MATERIAL
______________________________
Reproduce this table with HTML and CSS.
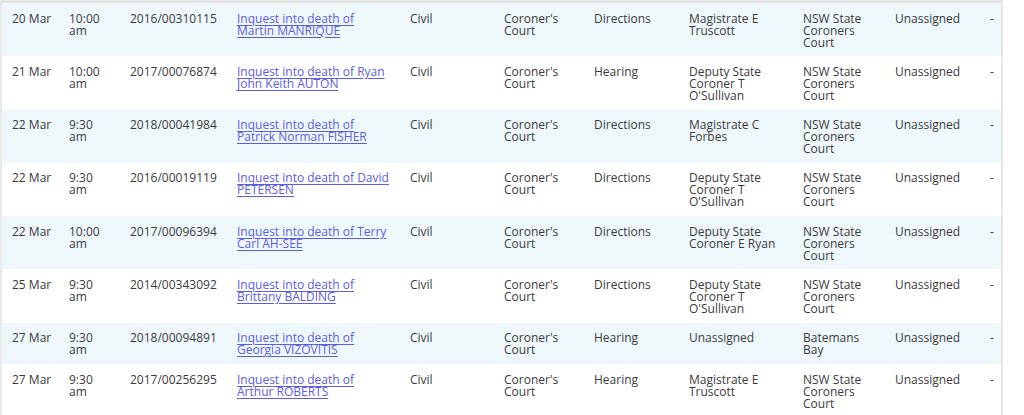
FILE: index.html
```html
<!DOCTYPE html>
<html>
<head>
<meta charset="utf-8">
<link rel="stylesheet" href="styles.css">
</head>
<body>
<div class="frame">
  <table class="listing">
    <colgroup>
      <col class="c-date"><col class="c-time"><col class="c-case"><col class="c-title"><col class="c-jur"><col class="c-court"><col class="c-type"><col class="c-officer"><col class="c-loc"><col class="c-room"><col class="c-dash">
    </colgroup>
    <tbody>
      <tr class="alt">
        <td class="nw">20 Mar</td><td>10:00 am</td><td>2016/00310115</td>
        <td><a href="#">Inquest into death of Martin MANRIQUE</a></td>
        <td>Civil</td><td>Coroner's Court</td><td>Directions</td><td>Magistrate E Truscott</td><td>NSW State Coroners Court</td><td>Unassigned</td><td>-</td>
      </tr>
      <tr>
        <td class="nw">21 Mar</td><td>10:00 am</td><td>2017/00076874</td>
        <td><a href="#">Inquest into death of Ryan John Keith AUTON</a></td>
        <td>Civil</td><td>Coroner's Court</td><td>Hearing</td><td>Deputy State Coroner T O'Sullivan</td><td>NSW State Coroners Court</td><td>Unassigned</td><td>-</td>
      </tr>
      <tr class="alt">
        <td class="nw">22 Mar</td><td>9:30 am</td><td>2018/00041984</td>
        <td><a href="#">Inquest into death of Patrick Norman FISHER</a></td>
        <td>Civil</td><td>Coroner's Court</td><td>Directions</td><td>Magistrate C Forbes</td><td>NSW State Coroners Court</td><td>Unassigned</td><td>-</td>
      </tr>
      <tr>
        <td class="nw">22 Mar</td><td>9:30 am</td><td>2016/00019119</td>
        <td><a href="#">Inquest into death of David PETERSEN</a></td>
        <td>Civil</td><td>Coroner's Court</td><td>Directions</td><td>Deputy State Coroner T O'Sullivan</td><td>NSW State Coroners Court</td><td>Unassigned</td><td>-</td>
      </tr>
      <tr class="alt">
        <td class="nw">22 Mar</td><td>10:00 am</td><td>2017/00096394</td>
        <td><a href="#">Inquest into death of Terry Carl AH-SEE</a></td>
        <td>Civil</td><td>Coroner's Court</td><td>Directions</td><td>Deputy State Coroner E Ryan</td><td>NSW State Coroners Court</td><td>Unassigned</td><td>-</td>
      </tr>
      <tr>
        <td class="nw">25 Mar</td><td>9:30 am</td><td>2014/00343092</td>
        <td><a href="#">Inquest into death of Brittany BALDING</a></td>
        <td>Civil</td><td>Coroner's Court</td><td>Directions</td><td>Deputy State Coroner T O'Sullivan</td><td>NSW State Coroners Court</td><td>Unassigned</td><td>-</td>
      </tr>
      <tr class="alt">
        <td class="nw">27 Mar</td><td>9:30 am</td><td>2018/00094891</td>
        <td><a href="#">Inquest into death of Georgia VIZOVITIS</a></td>
        <td>Civil</td><td>Coroner's Court</td><td>Hearing</td><td>Unassigned</td><td>Batemans Bay</td><td>Unassigned</td><td>-</td>
      </tr>
      <tr>
        <td class="nw">27 Mar</td><td>9:30 am</td><td>2017/00256295</td>
        <td><a href="#">Inquest into death of Arthur ROBERTS</a></td>
        <td>Civil</td><td>Coroner's Court</td><td>Hearing</td><td>Magistrate E Truscott</td><td>NSW State Coroners Court</td><td>Unassigned</td><td>-</td>
      </tr>
    </tbody>
  </table>
</div>
</body>
</html>
```

FILE: styles.css
```css
html, body {
  margin: 0;
  padding: 0;
  background: #ffffff;
}
body {
  font-family: "Open Sans", "Noto Sans", sans-serif;
  font-size: 12px;
  color: #3a3a3a;
}
.frame {
  width: 999px;
  border-left: 2px solid #e9e9e9;
  border-right: 2px solid #e6e6e6;
  border-top: 3px solid #e6e6e6;
  height: 412px;
  overflow: hidden;
}
.listing {
  width: 999px;
  table-layout: fixed;
  border-collapse: collapse;
}
.listing td {
  vertical-align: top;
  padding: 9.5px 8px 7.8px 10px;
  line-height: 12px;
}
.listing tr.alt {
  background: #eef8fb;
}
.listing .nw { white-space: nowrap; }
.listing a {
  color: #5c5ce0;
  text-decoration: underline;
  text-underline-offset: 2px;
}
.c-date { width: 57px; }
.c-time { width: 61px; }
.c-case { width: 107px; }
.c-title { width: 173px; }
.c-jur { width: 94px; }
.c-court { width: 90px; }
.c-type { width: 95px; }
.c-officer { width: 114px; }
.c-loc { width: 92px; }
.c-room { width: 95px; }
.c-dash { width: 21px; }
```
______________________________
PROBLEM REQUIREMENTS
Check each line above for "table" and return the ones that have it.

EXERCISE SOLUTION
Reproduce this table with HTML and CSS.
  <table class="listing">
  </table>
  table-layout: fixed;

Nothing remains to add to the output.